A lo largo de mis cincuenta años me acostumbré a celebrar Nochebuena y Navidad independientemente del contenido religioso de la fecha. Porque creer o no creer forma parte del personalísimo libre albedrío. La fe no se enseña, pero los valores sí. Y si bien nadie, absolutamente nadie, puede garantizarnos que Jesucristo nació un 25 de diciembre o un 16 de marzo, lo que importa, lo que de verdad importa, es que el día que apunta la tradición existen unas horas, unos cortos instantes en que una buena parte de la humanidad decide estar en armonía con los seres más queridos, y continuar soñando con —y me disculpan la cursilería, el lugar común, pero hoy es Navidad— la entronización del amor al prójimo, la compasión, el perdón y la solidaridad.

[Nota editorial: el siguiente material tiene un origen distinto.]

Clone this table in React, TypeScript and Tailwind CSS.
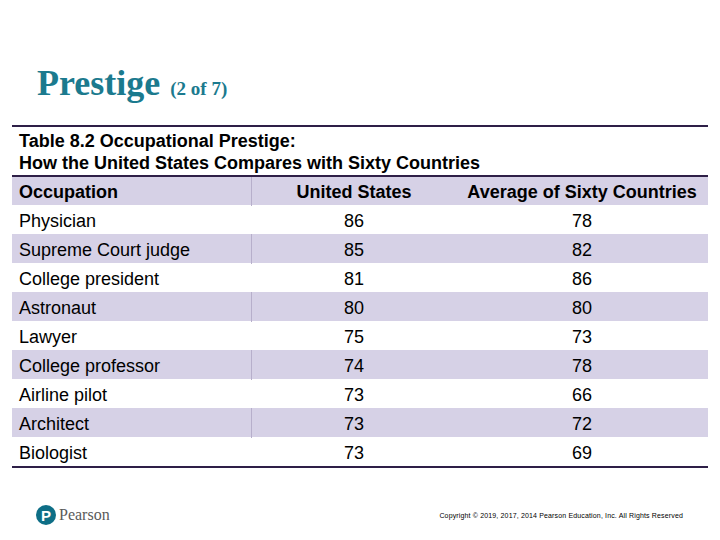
const ROWS: [string, number, number][] = [
  ['Physician', 86, 78],
  ['Supreme Court judge', 85, 82],
  ['College president', 81, 86],
  ['Astronaut', 80, 80],
  ['Lawyer', 75, 73],
  ['College professor', 74, 78],
  ['Airline pilot', 73, 66],
  ['Architect', 73, 72],
  ['Biologist', 73, 69],
];

export default function App() {
  return (
    <div className="w-[720px] h-[540px] bg-white relative font-['Liberation_Sans',Arial,sans-serif] text-black">
      {/* Title */}
      <div className="flex items-baseline gap-[10px] pl-[37px] pt-[63px] h-[125px] font-['Liberation_Serif','Times_New_Roman',serif] font-bold text-[#1b7a8e]">
        <span className="text-[36px] leading-[40px]">Prestige</span>
        <span className="text-[19px]">(2 of 7)</span>
      </div>

      {/* Table */}
      <div className="mx-[12px] w-[696px] border-t-2 border-b-2 border-[#2e1f47]">
        <div className="px-[7px] pt-[3px] pb-[1px] text-[18px] leading-[22px] font-bold">
          <div>Table 8.2 Occupational Prestige:</div>
          <div>How the United States Compares with Sixty Countries</div>
        </div>
        <div className="border-t-2 border-[#2e1f47]">
          <div className="grid grid-cols-[240px_204px_252px] h-[28px] items-center bg-[#d6d1e6] text-[18px] font-bold">
            <div className="pl-[7px] h-full flex items-center border-r border-[#b7afcb] pt-[2px]">Occupation</div>
            <div className="text-center pt-[2px]">United States</div>
            <div className="text-center pt-[2px]">Average of Sixty Countries</div>
          </div>
          {ROWS.map(([name, us, avg], i) => {
            const shaded = i % 2 === 1;
            return (
              <div
                key={name}
                className={`grid grid-cols-[240px_204px_252px] h-[29px] items-center text-[18px] ${shaded ? 'bg-[#d6d1e6]' : 'bg-white'}`}
              >
                <div className={`pl-[7px] h-full flex items-center pt-[3px] border-r ${shaded ? 'border-[#b7afcb]' : 'border-transparent'}`}>
                  {name}
                </div>
                <div className="text-center pt-[3px]">{us}</div>
                <div className="text-center pt-[3px]">{avg}</div>
              </div>
            );
          })}
        </div>
      </div>

      {/* Footer */}
      <div className="flex items-center justify-between pl-[36px] pr-[37px] pt-[35px]">
        <div className="flex items-center gap-[3px]">
          <div className="w-[20px] h-[20px] rounded-full bg-[#0e6e86] flex items-center justify-center text-white font-bold text-[15px] leading-none font-['Liberation_Sans',Arial,sans-serif]">
            P
          </div>
          <span className="font-['Liberation_Serif','Times_New_Roman',serif] text-[16px] text-[#5a5a5a]">Pearson</span>
        </div>
        <div className="text-[7px] text-black tracking-[0.15px] pt-[3px]">
          Copyright © 2019, 2017, 2014 Pearson Education, Inc. All Rights Reserved
        </div>
      </div>
    </div>
  );
}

Y esas ideas cambiaron la historia de la humanidad, acostumbrada a la Ley del Talión.
Por supuesto que los arbolitos refulgentes y los regalos satinados son una manera de celebrarlo, y nada tengo en su contra. Hay demasiados basureros sin limpiar en La Habana, y demasiados edificios en derrumbe, como para detenerse a criticar un poco de luces y colores. Bienvenidos sean, además, los pocos programas de radio y televisión donde comienza a cobrar sentido la verdadera esencia de un día de fiesta que regresó a Cuba, tal y como deseaban en una popular canción tanto Celia Cruz como Barbarito Diez.
Supongo que no está lejano el día en que los presentadores de radio y televisión se atrevan a felicitarnos por Navidad, sin disimular sus buenos deseos bajo la ridícula fórmula de “las fiestas de fin de año. ¿Será que ciertos ortodoxos del materialismo dialéctico consideran todavía que los cánticos de la Noche de Paz esconden oscuros y enemigos propósitos? Sigo pensando que cuando nos llenamos la boca y el pecho diciendo Feliz Navidad estamos tratando de acompañar a los demás con lo mejor de nuestra índole humana. Y ese afán de compartir la alegría, la esperanza y la buena voluntad fue trascendental en el año uno de nuestra era y lo sigue siendo en la segunda década del siglo XXI.